A geração do Dr. Capão Filipe, muitos licenciados nas mais diversas
áreas e até professores universitários, optou, de forma significativa,
por morar à sombra de São Gonçalo, no bairro fazer a sua vida e educar
os seus filhos..
É certo que
já não posso ir à casa dos meus avós paternos comer da bacia a
caldeirada que o meu avô Ti Luís Manco cozinhava em banho-maria na
panela de três pés, no borralho da lareira da cozinha de terra batida,
coberta de junco.
Já não posso
ir buscar a casa do Dr. Peixinho o maravilhoso licor de alguidar que a
minha tia-avó Maria sabia fazer tão bem.
Já não posso
ir a casa da Ti Glória do Sarabando provar as enguias de escabeche que
ela assava como ninguém.
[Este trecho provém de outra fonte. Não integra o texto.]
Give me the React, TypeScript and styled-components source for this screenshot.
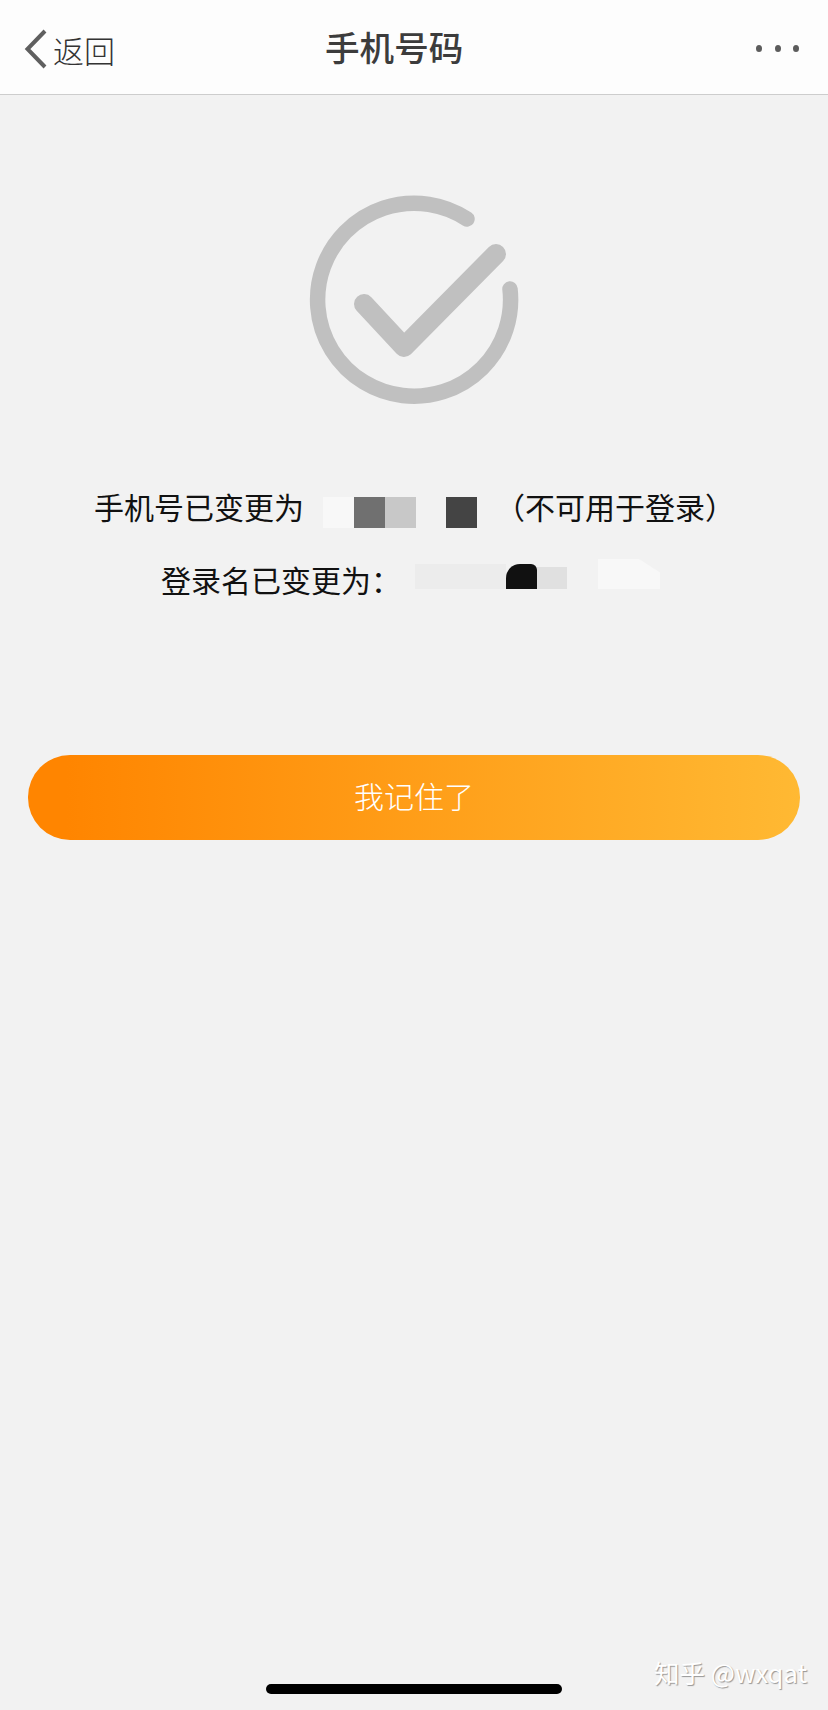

Semelhantes, só as da minha Tia Lizette.
Já não posso
comer as espetadas de mexilhão, grado como já não há, que o meu pai
Manuel apanhava na boca da Barra de Aveiro, e que a minha mãe
Mariazinha sabia fritar no ponto certo.
A minha
diabetes já não me deixa comer uns ovos moles fresquinhos, um leite
creme quebradiço, um arroz doce a preceito.
É certo tudo
isso…
Mas também é
verdade que os festejos de São Gonçalinho se continuam a fazer todos
os anos. Que as cavacas atiradas da Capela são objecto de reportagens
fotográficas e televisivas. Que a Confraria de São Gonçalo,
arregimentada pelo Confrade-Mor Carlos Souto, continua a manter acesa
a chama de um saudável aveirismo que Eduardo Cerqueira pregou e que
Amadeu de Sousa cantou nos seu versos, defendendo as nossas tradições,
sempre assentes na nossa tradicional tolerância e no mais escrupuloso
respeito pela liberdade.
Cheira-me,
depois disto tudo, que o maior milagre que o nosso São Gonçalinho de
Aveiro nos fez foi o de ter eliminado as pontes que, tempos idos,
separavam os ceboleiros dos cagaréus, permitindo que, com as nossas
diferenças, saibamos fazer maior o amor que todos sentimos por esta
terra que nos viu nascer ou quisemos fazer nossa.